**Provided data:**
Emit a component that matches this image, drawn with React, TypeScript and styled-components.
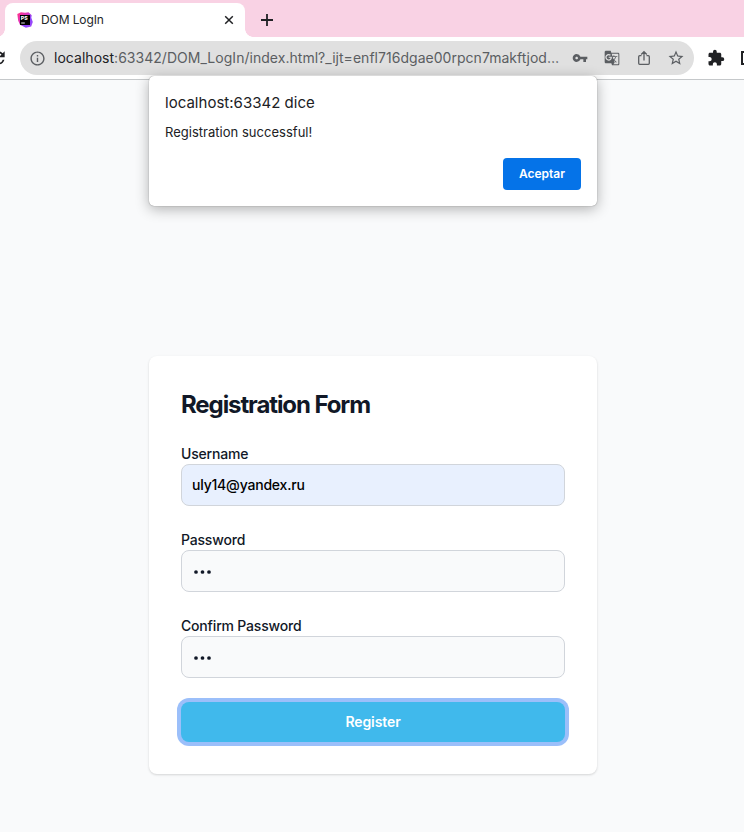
import React from "react";
import styled, { createGlobalStyle } from "styled-components";
import { MdExtension, MdGTranslate, MdInfoOutline, MdRefresh, MdStarBorder, MdVpnKey } from "react-icons/md";

const GlobalStyle = createGlobalStyle`
  * { box-sizing: border-box; }
  body { margin: 0; font-family: Inter, "Liberation Sans", sans-serif; -webkit-font-smoothing: antialiased; }
  button, input { font-family: inherit; }
`;

const Window = styled.div`
  position: relative;
  width: 744px;
  height: 832px;
  display: flex;
  flex-direction: column;
  overflow: hidden;
  background: #f9fafb;
`;

const TabStrip = styled.div`
  flex: none;
  height: 37px;
  padding: 3px 0 0 5px;
  display: flex;
  background: #f9d2e4;
`;

const Tab = styled.div`
  position: relative;
  width: 240px;
  height: 34px;
  padding: 0 10px 0 12px;
  display: flex;
  align-items: center;
  background: #fff;
  border-radius: 8px 8px 0 0;
  &::before, &::after {
    content: "";
    position: absolute;
    bottom: 0;
    width: 8px;
    height: 8px;
  }
  &::before { left: -8px; background: radial-gradient(circle at 0 0, transparent 7.5px, #fff 8px); }
  &::after { right: -8px; background: radial-gradient(circle at 100% 0, transparent 7.5px, #fff 8px); }
`;

const TabTitle = styled.span`
  flex: 1;
  margin-left: 8px;
  font-size: 12px;
  line-height: 16px;
  letter-spacing: -0.1px;
  color: #24262a;
`;

const Glyph = styled.svg`
  display: block;
  flex: none;
  overflow: visible;
`;

const NewTab = styled.div`
  margin-left: 15px;
  display: flex;
  align-items: center;
`;

const Toolbar = styled.div`
  flex: none;
  height: 43px;
  padding-top: 4px;
  display: flex;
  align-items: flex-start;
  background: #fff;
  border-bottom: 1px solid #c5c8ca;
`;

const ToolSlot = styled.div<{ $width: number; $shift?: number }>`
  flex: none;
  width: ${(p) => p.$width}px;
  height: 34px;
  margin-left: ${(p) => p.$shift ?? 0}px;
  display: flex;
  align-items: center;
  justify-content: center;
  color: #202124;
`;

const AddressBar = styled.div`
  flex: none;
  width: 674px;
  height: 34px;
  padding: 0 2px 0 9px;
  display: flex;
  align-items: center;
  border-radius: 17px;
  background: #e0e0e0;
  color: #5b5e62;
`;

const Url = styled.div`
  flex: 1;
  min-width: 0;
  margin-left: 8px;
  white-space: nowrap;
  font-size: 14px;
  line-height: 20px;
  letter-spacing: 0.03px;
  color: #5b5e62;
  b { font-weight: 400; color: #202124; }
`;

const AddressAction = styled.div`
  flex: none;
  width: 32px;
  display: flex;
  justify-content: center;
`;

const Page = styled.main`
  flex: 1;
  padding: 276px 0 0 149px;
`;

const Card = styled.form`
  width: 448px;
  height: 418px;
  padding: 32px;
  display: flex;
  flex-direction: column;
  gap: 24px;
  border-radius: 8px;
  background: #fff;
  box-shadow: 0 1px 3px rgba(0, 0, 0, 0.1), 0 1px 2px rgba(0, 0, 0, 0.06);
`;

const Heading = styled.h1`
  margin: 0;
  font-size: 24px;
  line-height: 33px;
  height: 32px;
  font-weight: 700;
  letter-spacing: -1.1px;
  color: #111827;
`;

const Field = styled.label`
  display: block;
  font-size: 14px;
  line-height: 20px;
  font-weight: 500;
  letter-spacing: -0.18px;
  color: #111827;
`;

const Input = styled.input<{ $filled?: boolean }>`
  display: block;
  width: 100%;
  height: 42px;
  padding: 0 10px 2px;
  border: 1px solid #d1d5db;
  border-radius: 8px;
  outline: none;
  background: ${(p) => (p.$filled ? "#e8f0fe" : "#f9fafb")};
  font-size: 14px;
  font-weight: ${(p) => (p.$filled ? 500 : 400)};
  letter-spacing: -0.2px;
  color: ${(p) => (p.$filled ? "#000" : "#111827")};
`;

const PasswordBox = styled.div`
  height: 42px;
  padding: 2px 0 0 11px;
  display: flex;
  align-items: center;
  border: 1px solid #d1d5db;
  border-radius: 8px;
  background: #f9fafb;
`;

const Register = styled.button`
  height: 40px;
  padding: 0 0 2px;
  border: 0;
  border-radius: 8px;
  background: #40b9ec;
  box-shadow: 0 0 0 4px #9bbffa;
  font-size: 14px;
  font-weight: 600;
  letter-spacing: -0.1px;
  color: #fff;
`;

const Dialog = styled.section`
  position: absolute;
  left: 149px;
  top: 76px;
  width: 448px;
  height: 130px;
  padding: 16px;
  display: flex;
  flex-direction: column;
  border-radius: 5px;
  background: #fff;
  box-shadow: 0 0 1px rgba(0, 0, 0, 0.55), 0 3px 14px rgba(0, 0, 0, 0.3);
`;

const Origin = styled.h2`
  margin: 0;
  font-size: 15px;
  line-height: 22px;
  font-weight: 400;
  letter-spacing: 0.02px;
  color: #202124;
`;

const Message = styled.p`
  margin: 8px 0 0;
  font-size: 13px;
  line-height: 20px;
  letter-spacing: 0.02px;
  color: #202124;
`;

const Accept = styled.button`
  align-self: flex-end;
  margin-top: auto;
  width: 78px;
  height: 32px;
  padding: 0 0 2px;
  border: 0;
  border-radius: 4px;
  background: #0573e8;
  font-size: 12px;
  font-weight: 600;
  color: #fff;
`;

const Favicon = () => (
  <Glyph width="16" height="16" viewBox="0 0 16 16">
    <defs>
      <linearGradient id="ps" x1="0" y1="0.1" x2="1" y2="0.9">
        <stop offset="0" stopColor="#ff318c" />
        <stop offset="0.4" stopColor="#d936bd" />
        <stop offset="0.65" stopColor="#8a45fb" />
        <stop offset="1" stopColor="#a44bfa" />
      </linearGradient>
    </defs>
    <path d="M.3 2 4 .3l4 .5 3.5-.5 3.2 3-.4 2.5 1.5 4.3-1.6 4.5-5.3 1.2L3 12.7l-1.8-4z" fill="url(#ps)" />
    <path d="M3 3h10v10H3z" fill="#000" />
    <path d="M4.2 11h3.6" stroke="#fff" strokeWidth=".9" />
    <text x="3.8" y="7.9" fill="#fff" fontFamily="Inter, sans-serif" fontWeight="800" fontSize="5.3">PS</text>
  </Glyph>
);

const ShareIcon = () => (
  <Glyph width="14" height="16" viewBox="0 0 14 16" fill="none" stroke="currentColor" strokeWidth="1.3">
    <path d="M4.5 5.7H2.7a1 1 0 0 0-1 1v6.6a1 1 0 0 0 1 1h8.6a1 1 0 0 0 1-1V6.7a1 1 0 0 0-1-1H9.5M7 10.5V1.9M4.2 4.5 7 1.7l2.8 2.8" />
  </Glyph>
);

const MaskedValue = () => (
  <Glyph width="20" height="6" viewBox="0 0 20 6" fill="#111827">
    <circle cx="3" cy="3" r="1.85" />
    <circle cx="9.5" cy="3" r="1.85" />
    <circle cx="16" cy="3" r="1.85" />
  </Glyph>
);

export default function App() {
  return (
    <Window>
      <GlobalStyle />
      <TabStrip>
        <Tab>
          <Favicon />
          <TabTitle>DOM LogIn</TabTitle>
          <Glyph width="12" height="12" viewBox="0 0 12 12" stroke="#202124" strokeWidth="1.5">
            <path d="m2.2 2.2 7.6 7.6m0-7.6L2.2 9.8" />
          </Glyph>
        </Tab>
        <NewTab>
          <Glyph width="14" height="14" viewBox="0 0 14 14" stroke="#202124" strokeWidth="1.8">
            <path d="M7 1v12M1 7h12" />
          </Glyph>
        </NewTab>
      </TabStrip>
      <Toolbar>
        <ToolSlot $width={20} $shift={-12}><MdRefresh size={20} /></ToolSlot>
        <ToolSlot $width={12} />
        <AddressBar>
          <MdInfoOutline size={17} />
          <Url><b>localhost</b>:63342/DOM_LogIn/index.html?_ijt=enfl716dgae00rpcn7makftjod…</Url>
          <AddressAction><MdVpnKey size={16} /></AddressAction>
          <AddressAction><MdGTranslate size={16} /></AddressAction>
          <AddressAction><ShareIcon /></AddressAction>
          <AddressAction><MdStarBorder size={18} /></AddressAction>
        </AddressBar>
        <ToolSlot $width={44}><MdExtension size={18} /></ToolSlot>
        <ToolSlot $width={14} $shift={3}>
          <Glyph width="14" height="14" viewBox="0 0 14 14" fill="none" stroke="currentColor" strokeWidth="2">
            <path d="M1 1h12v12H1z" />
          </Glyph>
        </ToolSlot>
      </Toolbar>
      <Page>
        <Card onSubmit={(e) => e.preventDefault()}>
          <Heading>Registration Form</Heading>
          <Field>Username<Input $filled defaultValue="uly14@yandex.ru" /></Field>
          <Field>Password<PasswordBox><MaskedValue /></PasswordBox></Field>
          <Field>Confirm Password<PasswordBox><MaskedValue /></PasswordBox></Field>
          <Register>Register</Register>
        </Card>
      </Page>
      <Dialog>
        <Origin>localhost:63342 dice</Origin>
        <Message>Registration successful!</Message>
        <Accept>Aceptar</Accept>
      </Dialog>
    </Window>
  );
}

**Direction:** Pictures excluded, repeat exactly the lines from the top of the material through the line with "MdRefresh, MdStarBorder, MdVpnKey", including both of those lines.

**Finished task:**
Emit a component that matches this image, drawn with React, TypeScript and styled-components.
import React from "react";
import styled, { createGlobalStyle } from "styled-components";
import { MdExtension, MdGTranslate, MdInfoOutline, MdRefresh, MdStarBorder, MdVpnKey } from "react-icons/md";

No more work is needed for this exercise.